Gamers might not care what our mum thinks about a keyboard, but if you spend your life doing things other than gaming at times, then you'll care how it is to type on, and the answer is really rather brilliant. We don't want to lapse into stereotypes here, but it's so good there really should be no reason for message board rants about the Xbox One to feature so many capital letters.
Anyway, we typed this whole review on it, and it was accurate and pleasant to use. We use a lot of keyboards, and this is the one that feels the best so far. It's a combination of the solid design, and the clicky keys that make it a total pleasure to use.
There's really nothing here not to like. It's a well-built keyboard that will last a lifetime of gaming, and typing. It looks amazing, feels great and oozes cool.
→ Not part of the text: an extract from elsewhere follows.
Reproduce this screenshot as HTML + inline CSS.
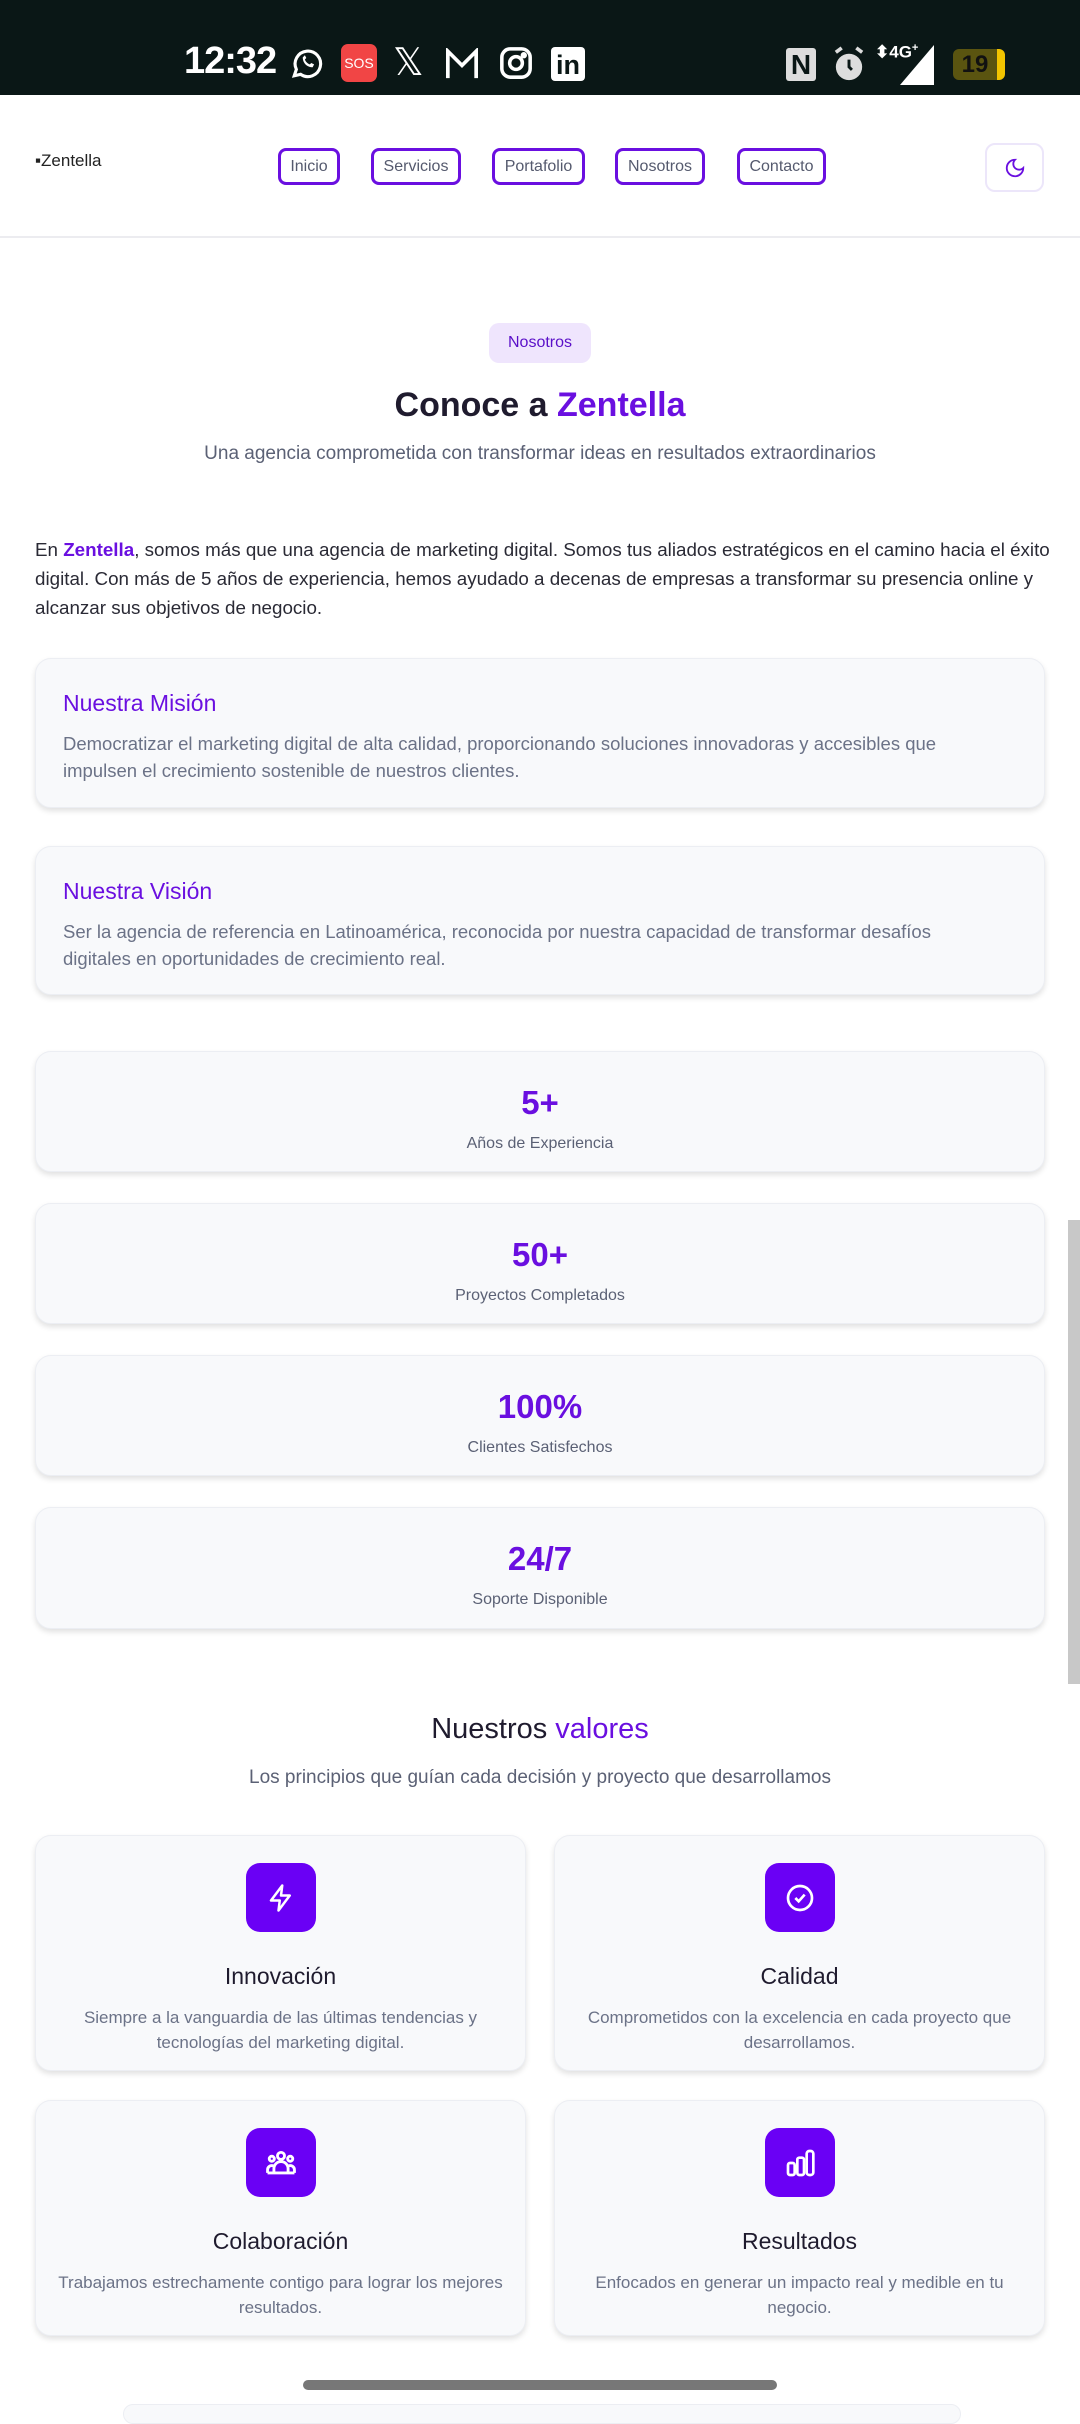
<!DOCTYPE html>
<html><head><meta charset="utf-8"><style>
*{margin:0;padding:0;box-sizing:border-box}
body{width:1080px;height:2412px;overflow:hidden;background:#fff;font-family:"Liberation Sans",sans-serif;position:relative;color:#1f1b2e}
.abs{position:absolute}
.sb{left:0;top:0;width:1080px;height:95px;background:#0a1716;color:#fff}
.nav{top:148px;height:37px;border:3px solid #6a0fe0;border-radius:8px;font-size:16px;color:#555a6e;display:flex;align-items:center;justify-content:center}
.card{left:35px;width:1010px;background:#f8f9fb;border:1px solid #eceef3;border-radius:16px;box-shadow:0 3px 6px rgba(0,0,0,.12)}
.ct{position:absolute;left:27px;font-size:23px;color:#6a0fe0}
.cp{position:absolute;left:27px;font-size:18.5px;color:#6b7287;line-height:27px;white-space:nowrap}
.stat{text-align:center}
.stat b{display:block;font-size:33px;color:#6a0fe0;margin-top:31px;line-height:40px}
.stat span{display:block;font-size:16px;color:#5b6175;margin-top:12px}
.vc{width:491px;height:236px;background:#f8f9fb;border:1px solid #eceef3;border-radius:16px;box-shadow:0 3px 6px rgba(0,0,0,.12);text-align:center}
.ic{position:absolute;left:210px;top:27px;width:70px;height:69px;background:#6a00f5;border-radius:14px;display:flex;align-items:center;justify-content:center}
.vt{position:absolute;left:0;right:0;top:127px;font-size:23px;color:#1f1b2e}
.vd{position:absolute;left:0;right:0;top:169px;font-size:17px;color:#6b7287;line-height:25px}
</style></head><body>
<div class="abs sb">
 <div class="abs" style="left:184px;top:40px;font-size:38px;font-weight:bold;letter-spacing:-1px">12:32</div>
 <svg class="abs" style="left:290px;top:46px" width="34" height="34" viewBox="0 0 24 24" fill="none" stroke="#fff" stroke-width="2.2"><path d="M3 21l1.5-4.5A9 9 0 1 1 7.5 20z"/><path d="M9 8c0 4 3 7 7 7l1-2-2-1-1 1c-1.5-.5-3-2-3.5-3.5l1-1-1-2z" fill="#fff" stroke="none"/></svg>
 <div class="abs" style="left:341px;top:44px;width:36px;height:38px;background:#f14545;border-radius:7px;font-size:14px;display:flex;align-items:center;justify-content:center">SOS</div>
 <div class="abs" style="left:393px;top:40px;font-size:38px">𝕏</div>
 <svg class="abs" style="left:445px;top:48px" width="34" height="32" viewBox="0 0 24 22" fill="none" stroke="#fff" stroke-width="2.6"><path d="M2 21V2l10 10L22 2v19"/></svg>
 <svg class="abs" style="left:499px;top:46px" width="34" height="34" viewBox="0 0 24 24" fill="none" stroke="#fff" stroke-width="2.5"><rect x="2" y="2" width="20" height="20" rx="6"/><circle cx="12" cy="12" r="4.5"/><circle cx="17.5" cy="6.5" r="1" fill="#fff"/></svg>
 <div class="abs" style="left:551px;top:47px;width:34px;height:34px;background:#fff;border-radius:4px;color:#0a1716;font-weight:bold;font-size:27px;line-height:36px;text-align:center">in</div>
 <div class="abs" style="left:786px;top:48px;width:30px;height:33px;background:#ddd;border-radius:3px;color:#0a1716;font-weight:bold;font-size:28px;line-height:33px;text-align:center">N</div>
 <svg class="abs" style="left:831px;top:45px" width="36" height="38" viewBox="0 0 24 26"><circle cx="12" cy="15" r="9" fill="#ddd"/><path d="M12 10v5l2 2" stroke="#0a1716" stroke-width="2" fill="none"/><path d="M3 5l4-3M21 5l-4-3" stroke="#ddd" stroke-width="2.5"/></svg>
 <div class="abs" style="left:875px;top:42px;font-size:17px;font-weight:bold">⬍4G<sup style="font-size:11px">+</sup></div>
 <svg class="abs" style="left:900px;top:45px" width="36" height="40"><path d="M34 0V40H0z" fill="#fff"/></svg>
 <div class="abs" style="left:953px;top:49px;width:52px;height:31px;background:#5a5410;border-radius:6px;border-right:8px solid #f2c400;color:#111;font-size:24px;line-height:31px;text-align:center;font-weight:bold">19</div>
</div>
<div class="abs" style="left:35px;top:151px;font-size:17px;color:#222">▪Zentella</div>
<div class="abs nav" style="left:278px;width:62px">Inicio</div>
<div class="abs nav" style="left:371px;width:90px">Servicios</div>
<div class="abs nav" style="left:492px;width:93px">Portafolio</div>
<div class="abs nav" style="left:615px;width:90px">Nosotros</div>
<div class="abs nav" style="left:737px;width:89px">Contacto</div>
<div class="abs" style="left:985px;top:143px;width:59px;height:49px;border:2px solid #ece6fa;border-radius:10px;display:flex;align-items:center;justify-content:center"><svg width="22" height="22" viewBox="0 0 24 24" fill="none" stroke="#6a0fe0" stroke-width="2"><path d="M12 3a6 6 0 0 0 9 9 9 9 0 1 1-9-9z"/></svg></div>
<div class="abs" style="left:0;top:236px;width:1080px;height:2px;background:#ececf0"></div>

<div class="abs" style="left:489px;top:323px;width:102px;height:40px;background:#efe5fd;border-radius:10px;color:#5a0fc8;font-size:16px;display:flex;align-items:center;justify-content:center">Nosotros</div>
<div class="abs" style="left:0;width:1080px;top:386px;text-align:center;font-size:34px;font-weight:bold;color:#1f1b2e">Conoce a <span style="color:#6a0fe0">Zentella</span></div>
<div class="abs" style="left:0;width:1080px;top:443px;text-align:center;font-size:19px;color:#5b6175">Una agencia comprometida con transformar ideas en resultados extraordinarios</div>

<div class="abs" style="left:35px;top:535px;font-size:18.8px;line-height:29px;color:#2a2a35;white-space:nowrap">En <b style="color:#6a0fe0">Zentella</b>, somos más que una agencia de marketing digital. Somos tus aliados estratégicos en el camino hacia el éxito<br>digital. Con más de 5 años de experiencia, hemos ayudado a decenas de empresas a transformar su presencia online y<br>alcanzar sus objetivos de negocio.</div>

<div class="abs card" style="top:658px;height:150px"><div class="ct" style="top:31px">Nuestra Misión</div><div class="cp" style="top:71px">Democratizar el marketing digital de alta calidad, proporcionando soluciones innovadoras y accesibles que<br>impulsen el crecimiento sostenible de nuestros clientes.</div></div>
<div class="abs card" style="top:846px;height:149px"><div class="ct" style="top:31px">Nuestra Visión</div><div class="cp" style="top:71px">Ser la agencia de referencia en Latinoamérica, reconocida por nuestra capacidad de transformar desafíos<br>digitales en oportunidades de crecimiento real.</div></div>

<div class="abs card stat" style="top:1051px;height:121px"><b>5+</b><span>Años de Experiencia</span></div>
<div class="abs card stat" style="top:1203px;height:121px"><b>50+</b><span>Proyectos Completados</span></div>
<div class="abs card stat" style="top:1355px;height:121px"><b>100%</b><span>Clientes Satisfechos</span></div>
<div class="abs card stat" style="top:1507px;height:122px"><b>24/7</b><span>Soporte Disponible</span></div>

<div class="abs" style="left:0;width:1080px;top:1713px;text-align:center;font-size:29px;color:#1f1b2e">Nuestros <span style="color:#6a0fe0">valores</span></div>
<div class="abs" style="left:0;width:1080px;top:1767px;text-align:center;font-size:19px;color:#5b6175">Los principios que guían cada decisión y proyecto que desarrollamos</div>

<div class="abs vc" style="left:35px;top:1835px"><div class="ic"><svg width="30" height="30" viewBox="0 0 24 24" fill="none" stroke="#fff" stroke-width="2" stroke-linejoin="round"><path d="M13 2L4 14h7l-1 8 9-12h-7z"/></svg></div><div class="vt">Innovación</div><div class="vd">Siempre a la vanguardia de las últimas tendencias y<br>tecnologías del marketing digital.</div></div>
<div class="abs vc" style="left:554px;top:1835px"><div class="ic"><svg width="32" height="32" viewBox="0 0 24 24" fill="none" stroke="#fff" stroke-width="2"><circle cx="12" cy="12" r="9"/><path d="M8.5 12l2.5 2.5 4.5-5"/></svg></div><div class="vt">Calidad</div><div class="vd">Comprometidos con la excelencia en cada proyecto que<br>desarrollamos.</div></div>
<div class="abs vc" style="left:35px;top:2100px"><div class="ic"><svg width="34" height="34" viewBox="0 0 24 24" fill="none" stroke="#fff" stroke-width="2"><circle cx="12" cy="7" r="2.5"/><circle cx="5.5" cy="9" r="1.8"/><circle cx="18.5" cy="9" r="1.8"/><path d="M7 19v-3a5 5 0 0 1 10 0v3zM2.5 19v-2a3 3 0 0 1 4-3M21.5 19v-2a3 3 0 0 0-4-3M2.5 19h19"/></svg></div><div class="vt">Colaboración</div><div class="vd">Trabajamos estrechamente contigo para lograr los mejores<br>resultados.</div></div>
<div class="abs vc" style="left:554px;top:2100px"><div class="ic"><svg width="32" height="32" viewBox="0 0 24 24" fill="none" stroke="#fff" stroke-width="2"><rect x="3" y="12" width="5" height="9" rx="1.5"/><rect x="10" y="8" width="5" height="13" rx="1.5"/><rect x="17" y="3" width="5" height="18" rx="2"/></svg></div><div class="vt">Resultados</div><div class="vd">Enfocados en generar un impacto real y medible en tu<br>negocio.</div></div>

<div class="abs" style="left:123px;top:2404px;width:838px;height:20px;background:#f8f9fb;border:1px solid #eceef3;border-radius:16px"></div>
<div class="abs" style="left:303px;top:2380px;width:474px;height:10px;background:#777;border-radius:5px"></div>
<div class="abs" style="left:1068px;top:1220px;width:12px;height:464px;background:#c8c8c8"></div>
</body></html>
Unlike some keyboards we've tested recently, it also works well for typing, and we got some pretty accurate results.
We're not politicians either, and we really are "in this together" so we accept that £120 is a lot of money to spend on a keyboard. For some, this will be a bridge too far, but for those who can't quite make up their minds, we have to say that this keyboard is worth every penny. You'll game better, type better and it will last you forever if you want it to. It's also easy to clean, which is something most keyboards can't come close to claiming.
If you live on you computer - we do, although not literally - then you'll get a lot of use out of the K70. Less hardcore users might think the asking price too high, but it is still an item that will outlast almost any other bit of your PC.